Five: Rifleman R. Green, Rifle Brigade

General Service 1918-62, 2 clasps, Palestine, Palestine 1945-48 (6913000 Rfmn. R. Green. Rif. Brig.); 1939-45 Star; Africa Star; Defence and War Medals 1939-45, small test mark over rank, otherwise good very fine (5)

Confirmed upon roll with the 2nd Battalion, Rifle Brigade. The 2nd Battalion served with distinction during the Second World War, their crowning glory being the legendary 'Snipe' V.C. action during El Alamein in October 1942 - described by one senior commander as ‘one of the finest actions of the War’.

Snipe

Commanded by Lieutenant-Colonel V. B. Turner, 2/Rifle Brigade had 13 6-pounders and was supported by a dozen or so sappers and six 6-pounders from 239 Anti-Tank Battery, R.A., his force numbering in total around 300 men, the whole cut-off in a scrubby depression and without artillery support, the relevant Forward Observation Officer having lost his way. Pitched against this small force were two enemy armoured groups equipped with Mk. IV or Mk.
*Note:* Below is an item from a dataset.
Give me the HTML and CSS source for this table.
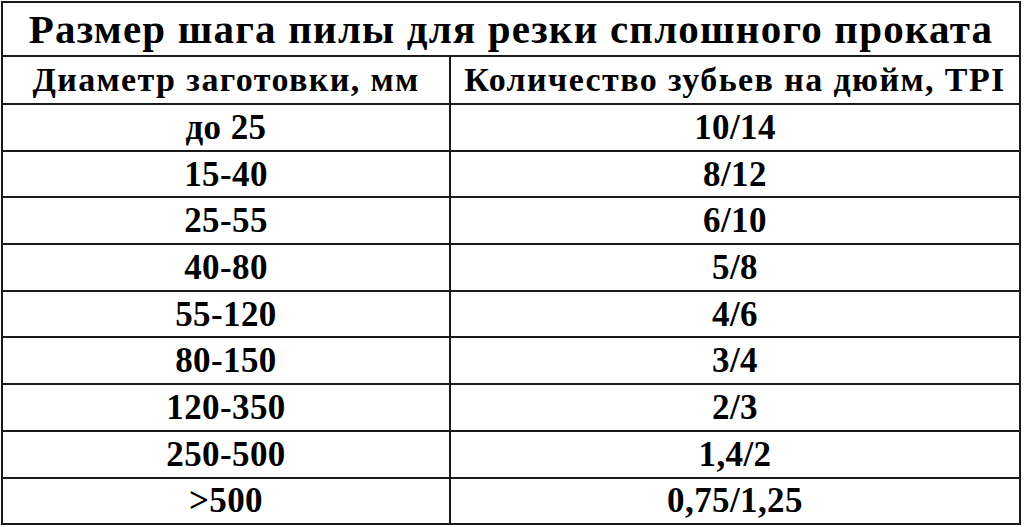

III Specials, supported by accurate 88mm. fire - in the words of the citation to Turner’s V.C., no less in fact than ‘90 enemy tanks which advanced in successive waves’. But Turner’s men remained defiant in the face of these relentless attacks, allowing the enemy armour to approach to within 200 yards before risking the expenditure of more valuable rounds from their rapidly decreasing supplies of ammunition, a range which resulted in devastating loss to the enemy.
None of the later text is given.